Calisthenics for strength, not just endurance

Jerry explains the core distinction between using calisthenics for endurance (like P90X) versus as a progressive strength-building methodology, which is how gymnasts develop incredible functional strength.

"When I was in the Marine Corps, we did calisthenics to build endurance. It was not thought of as strength training. You do build a small amount of strength. That was my mentality toward it. Much later, when I looked at gymnasts, I realized they take bodyweight training or calisthenics and they do it as a methodology to build strength."

Why strong lifters fail at bodyweight movements

Zuby and Jerry discuss how experienced weight lifters often cannot perform one-arm push-ups or pistol squats despite having ample raw strength, because the neuromuscular adaptation for these patterns has never been trained.

"physiologically, I know I have the strength to do it, right? Right, exactly. Absence of strength even. It's just like my body is not trained for this pattern. Like I've just never, ever done"

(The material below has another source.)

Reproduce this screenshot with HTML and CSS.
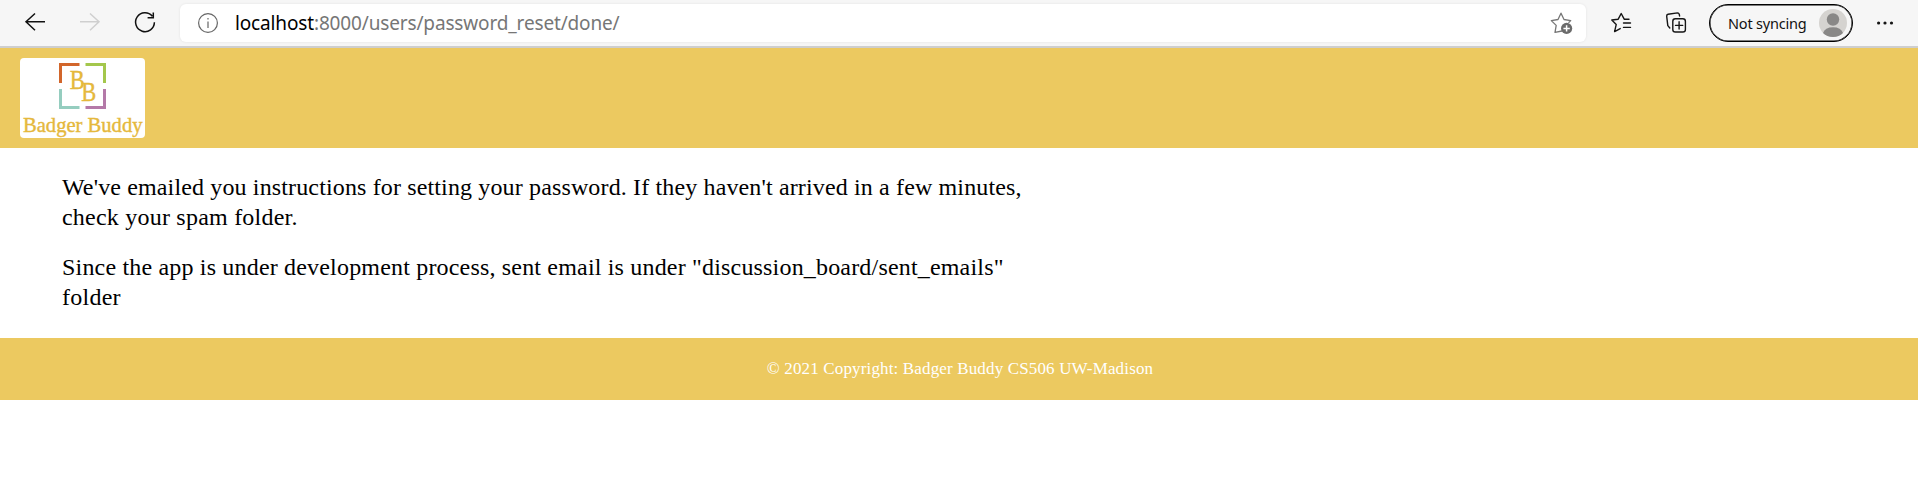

Scale intensity instead of adding endless reps

Jerry argues that doing 70+ bodyweight squats is boring and ineffective for strength. Instead, scale to harder single-leg variations like pistol squats where you fail at five to seven reps per leg.

"you can scale body weight training to be rather than a 70 squat endurance session. You can scale it to where you're failing at seven per leg, for example. And it's the same thing with pushups or with whatever else."

Bodyweight training exposes hidden mobility weaknesses

Jerry explains how inability to perform bodyweight movements often reveals mobility limitations or stabilizer weaknesses rather than a lack of raw strength — tight hamstrings or poor hip mobility frequently limit pistol squat performance.

"dude, your, your hams are super tight or, you know, you've got to open up your hips and they're like, Oh, I didn't realize I'm strong enough, but it's a mobility issue."